Can't you communicate more directly with an embedded Python interpreter (like python4delphi) ?

Or on Windows something COM?

There are several ways to "directly" interact with python. For C and C++ this is documented here: https://docs.python.org/3.5/c-api/index.html

That said, simply comunicating via streams is more often than not much easier. Also it has much less restrictions on your system. When you do this you basically load a custom interpreter and talk to it, so you are restricted to exactly that interpreter.

While when you do this via streams, no matter if the target system uses python 2 or python 3 or python at all, it just works. One can just rewrite the whole program in bash, java or what not and it would still work (as long as this interface stays the same).
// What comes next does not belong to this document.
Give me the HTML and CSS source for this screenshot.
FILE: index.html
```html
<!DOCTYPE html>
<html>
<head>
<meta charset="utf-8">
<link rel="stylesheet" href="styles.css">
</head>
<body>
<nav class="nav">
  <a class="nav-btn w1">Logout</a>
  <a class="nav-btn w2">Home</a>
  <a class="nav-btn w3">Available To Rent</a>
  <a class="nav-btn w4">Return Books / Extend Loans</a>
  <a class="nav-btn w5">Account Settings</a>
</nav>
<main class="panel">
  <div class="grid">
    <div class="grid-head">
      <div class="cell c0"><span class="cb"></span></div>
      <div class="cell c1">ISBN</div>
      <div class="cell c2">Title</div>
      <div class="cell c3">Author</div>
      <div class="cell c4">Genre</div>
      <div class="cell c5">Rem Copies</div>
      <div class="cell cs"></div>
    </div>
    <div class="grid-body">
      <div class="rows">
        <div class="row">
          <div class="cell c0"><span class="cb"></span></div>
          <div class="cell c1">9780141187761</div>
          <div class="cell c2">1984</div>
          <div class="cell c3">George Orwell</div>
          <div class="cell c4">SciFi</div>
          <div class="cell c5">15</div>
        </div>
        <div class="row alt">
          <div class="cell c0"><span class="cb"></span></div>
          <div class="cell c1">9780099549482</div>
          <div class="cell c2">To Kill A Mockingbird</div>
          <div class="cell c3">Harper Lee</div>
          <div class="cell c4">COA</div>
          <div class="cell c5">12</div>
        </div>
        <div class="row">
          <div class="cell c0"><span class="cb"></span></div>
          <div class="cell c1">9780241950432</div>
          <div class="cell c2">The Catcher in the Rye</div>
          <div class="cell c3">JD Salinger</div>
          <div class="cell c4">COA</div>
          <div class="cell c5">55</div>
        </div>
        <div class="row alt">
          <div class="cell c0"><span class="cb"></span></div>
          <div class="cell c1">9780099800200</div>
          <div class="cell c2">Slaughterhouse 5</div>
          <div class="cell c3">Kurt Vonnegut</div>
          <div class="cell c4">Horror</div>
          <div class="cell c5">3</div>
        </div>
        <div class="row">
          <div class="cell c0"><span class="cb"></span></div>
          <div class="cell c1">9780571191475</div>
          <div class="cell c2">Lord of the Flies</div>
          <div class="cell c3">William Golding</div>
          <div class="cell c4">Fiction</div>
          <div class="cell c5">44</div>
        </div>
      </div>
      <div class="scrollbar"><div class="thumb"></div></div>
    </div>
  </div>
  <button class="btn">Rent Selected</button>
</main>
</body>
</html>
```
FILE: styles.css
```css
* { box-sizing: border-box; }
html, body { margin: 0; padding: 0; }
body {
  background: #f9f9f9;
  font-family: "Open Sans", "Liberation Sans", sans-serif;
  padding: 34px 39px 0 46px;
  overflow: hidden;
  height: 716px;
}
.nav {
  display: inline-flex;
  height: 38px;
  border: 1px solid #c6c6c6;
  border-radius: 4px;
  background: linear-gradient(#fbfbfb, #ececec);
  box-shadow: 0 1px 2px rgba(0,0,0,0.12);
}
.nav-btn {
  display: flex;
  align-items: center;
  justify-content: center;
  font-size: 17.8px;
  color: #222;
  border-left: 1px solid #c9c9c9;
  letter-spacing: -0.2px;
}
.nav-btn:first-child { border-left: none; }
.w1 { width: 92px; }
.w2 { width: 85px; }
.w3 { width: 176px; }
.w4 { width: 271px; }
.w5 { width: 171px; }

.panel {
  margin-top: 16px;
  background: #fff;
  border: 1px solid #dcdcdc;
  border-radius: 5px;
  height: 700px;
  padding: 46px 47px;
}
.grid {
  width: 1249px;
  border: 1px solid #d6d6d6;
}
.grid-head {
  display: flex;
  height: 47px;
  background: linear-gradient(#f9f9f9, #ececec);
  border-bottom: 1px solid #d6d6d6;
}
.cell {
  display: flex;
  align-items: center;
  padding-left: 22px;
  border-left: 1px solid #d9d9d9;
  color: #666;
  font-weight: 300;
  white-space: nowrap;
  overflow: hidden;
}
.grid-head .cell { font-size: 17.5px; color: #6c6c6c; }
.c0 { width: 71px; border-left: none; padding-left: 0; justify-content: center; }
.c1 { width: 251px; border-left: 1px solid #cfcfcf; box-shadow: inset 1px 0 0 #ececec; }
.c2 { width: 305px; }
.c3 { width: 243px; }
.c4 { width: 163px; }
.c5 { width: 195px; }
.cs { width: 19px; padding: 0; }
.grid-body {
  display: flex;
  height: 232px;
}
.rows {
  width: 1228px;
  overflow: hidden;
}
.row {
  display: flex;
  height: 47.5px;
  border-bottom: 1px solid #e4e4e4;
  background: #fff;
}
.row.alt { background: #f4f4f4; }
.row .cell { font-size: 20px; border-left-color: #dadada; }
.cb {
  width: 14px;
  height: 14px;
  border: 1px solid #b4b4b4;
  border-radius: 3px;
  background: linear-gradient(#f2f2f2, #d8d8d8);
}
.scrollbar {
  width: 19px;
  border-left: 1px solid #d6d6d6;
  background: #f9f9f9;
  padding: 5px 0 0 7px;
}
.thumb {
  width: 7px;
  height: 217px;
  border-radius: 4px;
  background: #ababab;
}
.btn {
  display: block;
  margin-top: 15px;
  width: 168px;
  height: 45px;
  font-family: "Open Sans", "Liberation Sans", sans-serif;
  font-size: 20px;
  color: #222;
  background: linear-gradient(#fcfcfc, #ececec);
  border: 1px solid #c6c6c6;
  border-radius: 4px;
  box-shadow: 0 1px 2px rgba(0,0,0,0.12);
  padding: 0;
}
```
And with formats like json or xml you can transmit arbitrarily complex data between the systems without putting restrictions on their implementation. It also should be noted that python and Pascal types are not compatible at all. So you need to do a hell of a lot conversion anyway, so you don't even have less complexity in your code but most likely even more.

It also removes the locality from the project, meaning you can have both processes running on completely different machines and communicate via tcp (even when using stdin and stdout, netcat is your friend here)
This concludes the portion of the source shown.